Oman’s oil and gas sector is in the process of diversifying and expanding its potential. Although overall economic growth in the country remained flat in 2017, and crude output dropped in line with OPEC supply cuts, Omani operators are well positioned to ramp up production above 1m bpd once the restrictions are lifted.
Over the interim, large upstream initiatives like BP’s Khazzan tight gas field are buoying the sector and transforming the sultanate into a swing producer of natural gas, in turn increasing feedstock supplies for the development of downstream and petrochemical industries. This supports a raft of government initiatives aimed at positioning the country as an international centre for the processing, storage and export of crude oil and its derivatives. Notable among these is the establishment of the country’s third refinery at Duqm, which is expected to play a fundamental role in transforming the area into an important hub for energy-related industries when it comes on-line in 2021.
Persisting growth constraints in the sector are tied to pricing pressures and the private sector belt tightening. With fewer wells being drilled, and operators prioritising cost containment in a low oil price environment, contractors and OFS companies are finding themselves under intense pressure to step up efficiency and optimisation efforts in a bid to lower the cost of production.
The government is also in the process of reviewing alternative funding arrangements and public offerings of state energy assets in oil and gas to reduce pressure on the state budget.

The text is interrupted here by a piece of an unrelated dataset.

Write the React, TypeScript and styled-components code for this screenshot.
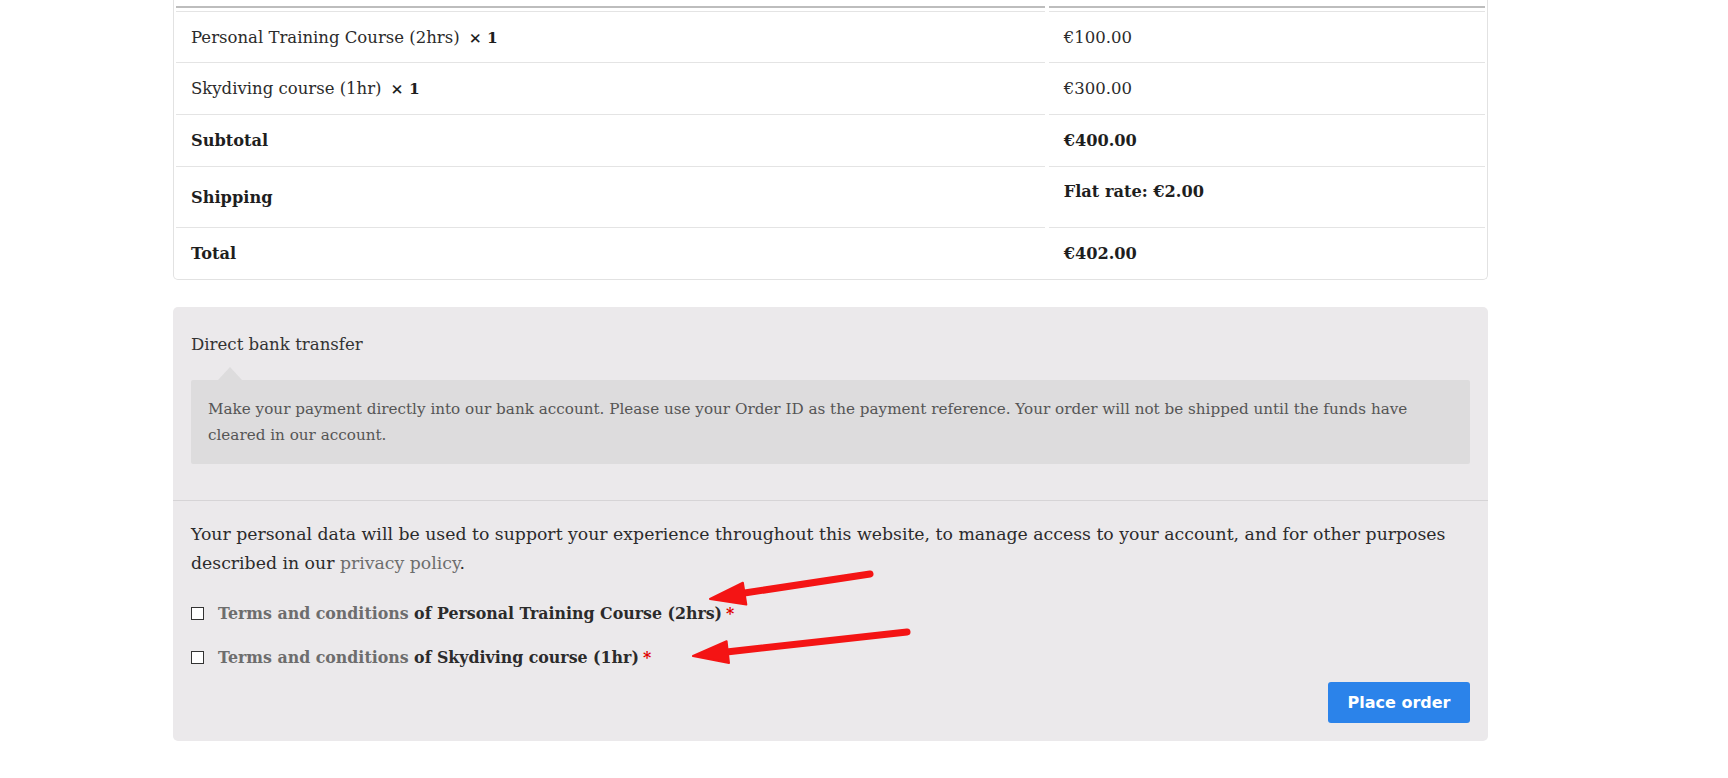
import React from "react";
import styled, { createGlobalStyle } from "styled-components";

const GlobalStyle = createGlobalStyle`
  html, body {
    margin: 0;
    padding: 0;
    background: #ffffff;
  }
  body {
    font-family: "DejaVu Serif", "Liberation Serif", serif;
    color: #2b2b2b;
  }
`;

const Page = styled.div`
  position: relative;
  width: 1728px;
  height: 778px;
  overflow: hidden;
  background: #fff;
`;

const Content = styled.div`
  width: 1315px;
  margin-left: 173px;
  display: flex;
  flex-direction: column;
  gap: 27px;
`;

const OrderTable = styled.div`
  display: grid;
  grid-template-columns: 868fr 436fr;
  column-gap: 4px;
  padding: 0 2px;
  border: 1px solid #e2e2e2;
  border-top: none;
  border-radius: 0 0 5px 5px;
`;

const HeadCell = styled.div`
  height: 6px;
  border-bottom: 2px solid #bdbdbd;
  margin-bottom: 3px;
`;

const Cell = styled.div<{ $h: number; $bold?: boolean; $top?: boolean }>`
  height: ${(p) => p.$h}px;
  box-sizing: border-box;
  border-top: 1px solid #e4e4e4;
  display: flex;
  align-items: ${(p) => (p.$top ? "flex-start" : "center")};
  padding: ${(p) => (p.$top ? "12px 15px 0" : "1px 15px 0")};
  font-size: ${(p) => (p.$bold ? "16.2px" : "16.5px")};
  line-height: 26px;
  font-weight: ${(p) => (p.$bold ? 700 : 400)};
  color: ${(p) => (p.$bold ? "#1e1e1e" : "#2b2b2b")};
  white-space: nowrap;
`;

const Qty = styled.strong`
  margin-left: 9px;
  font-weight: 700;
  font-size: 15.5px;
  color: #1e1e1e;
`;

const Payment = styled.div`
  background: #ebe9eb;
  border-radius: 5px;
  display: flex;
  flex-direction: column;
`;

const MethodSection = styled.div`
  padding: 23px 18px 36px;
  border-bottom: 1px solid #d6d4d6;
  display: flex;
  flex-direction: column;
  gap: 21px;
`;

const MethodLabel = styled.div`
  font-size: 16.6px;
  line-height: 29px;
  color: #333;
`;

const Notice = styled.div`
  position: relative;
  background: #dddcdd;
  border-radius: 2px;
  padding: 16px 17px;
  font-size: 15.2px;
  line-height: 26px;
  color: #555;

  &::before {
    content: "";
    position: absolute;
    top: -13px;
    left: 27px;
    border-left: 12px solid transparent;
    border-right: 12px solid transparent;
    border-bottom: 13px solid #dddcdd;
  }
`;

const PlaceOrderSection = styled.div`
  padding: 19px 18px 18px;
  display: flex;
  flex-direction: column;
`;

const Privacy = styled.p`
  margin: 0 0 21px;
  font-size: 17.3px;
  line-height: 29px;
  color: #2b2b2b;
`;

const Link = styled.a`
  color: #6d6d6d;
  text-decoration: none;
`;

const TermsList = styled.div`
  display: flex;
  flex-direction: column;
  gap: 15px;
`;

const TermsRow = styled.label`
  display: flex;
  align-items: center;
  gap: 14px;
  font-size: 15.8px;
  line-height: 29px;
  font-weight: 700;
  color: #2b2b2b;
`;

const CheckBox = styled.span`
  width: 11px;
  height: 11px;
  border: 1px solid #333;
  background: #fff;
  flex: none;
`;

const TermsLink = styled.span`
  color: #6d6d6d;
`;

const Required = styled.span`
  color: #e00000;
  margin-left: 4px;
`;

const ButtonRow = styled.div`
  display: flex;
  justify-content: flex-end;
  margin-top: 10px;
`;

const PlaceOrderButton = styled.button`
  width: 142px;
  height: 41px;
  border: none;
  border-radius: 3px;
  background: #2b83ea;
  color: #fff;
  font-family: "DejaVu Sans", "Verdana", sans-serif;
  font-weight: 700;
  font-size: 16px;
  cursor: pointer;
`;

const Overlay = styled.svg`
  position: absolute;
  left: 0;
  top: 0;
  pointer-events: none;
`;

const rows = [
  { label: "Personal Training Course (2hrs)", qty: true, value: "€100.00", h: 51, bold: false },
  { label: "Skydiving course (1hr)", qty: true, value: "€300.00", h: 52, bold: false },
  { label: "Subtotal", qty: false, value: "€400.00", h: 52, bold: true },
];

export default function App() {
  return (
    <Page>
      <GlobalStyle />
      <Content>
        <OrderTable>
          <HeadCell />
          <HeadCell />
          {rows.map((r) => (
            <React.Fragment key={r.label}>
              <Cell $h={r.h} $bold={r.bold}>
                {r.label}
                {r.qty && <Qty>× 1</Qty>}
              </Cell>
              <Cell $h={r.h} $bold={r.bold}>
                {r.value}
              </Cell>
            </React.Fragment>
          ))}
          <Cell $h={61} $bold>
            Shipping
          </Cell>
          <Cell $h={61} $bold $top>
            Flat rate: €2.00
          </Cell>
          <Cell $h={52} $bold>
            Total
          </Cell>
          <Cell $h={52} $bold>
            €402.00
          </Cell>
        </OrderTable>

        <Payment>
          <MethodSection>
            <MethodLabel>Direct bank transfer</MethodLabel>
            <Notice>
              Make your payment directly into our bank account. Please use your Order ID as the payment
              reference. Your order will not be shipped until the funds have cleared in our account.
            </Notice>
          </MethodSection>
          <PlaceOrderSection>
            <Privacy>
              Your personal data will be used to support your experience throughout this website, to manage
              access to your account, and for other purposes described in our{" "}
              <Link href="#">privacy policy</Link>.
            </Privacy>
            <TermsList>
              <TermsRow>
                <CheckBox />
                <span>
                  <TermsLink>Terms and conditions</TermsLink> of Personal Training Course (2hrs)
                  <Required>*</Required>
                </span>
              </TermsRow>
              <TermsRow>
                <CheckBox />
                <span>
                  <TermsLink>Terms and conditions</TermsLink> of Skydiving course (1hr)
                  <Required>*</Required>
                </span>
              </TermsRow>
            </TermsList>
            <ButtonRow>
              <PlaceOrderButton>Place order</PlaceOrderButton>
            </ButtonRow>
          </PlaceOrderSection>
        </Payment>
      </Content>

      <Overlay width={1728} height={778} viewBox="0 0 1728 778">
        <g fill="#f41414" stroke="#f41414" strokeLinecap="round" strokeLinejoin="round">
          <line x1={870} y1={574} x2={738} y2={594} strokeWidth={7} />
          <polygon points="710,599 746.3,604.5 742.9,582.7" strokeWidth={2} />
          <line x1={907} y1={632} x2={722} y2={652.5} strokeWidth={7} />
          <polygon points="693,656 729,663 726.6,641.2" strokeWidth={2} />
        </g>
      </Overlay>
    </Page>
  );
}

At the same time, the decline in international oil revenue in recent years has also inspired a new logic for reform in Oman’s oil and gas sector, and increased support for alternative solutions, such as the uptake of renewable energies. “The reality we have to face is that the end of oil will arrive sooner than expected, and Oman has to learn to adapt,” PDO’s Al Marhubi told OBG. “Part of this will involve embracing it and seeing it as an opportunity.”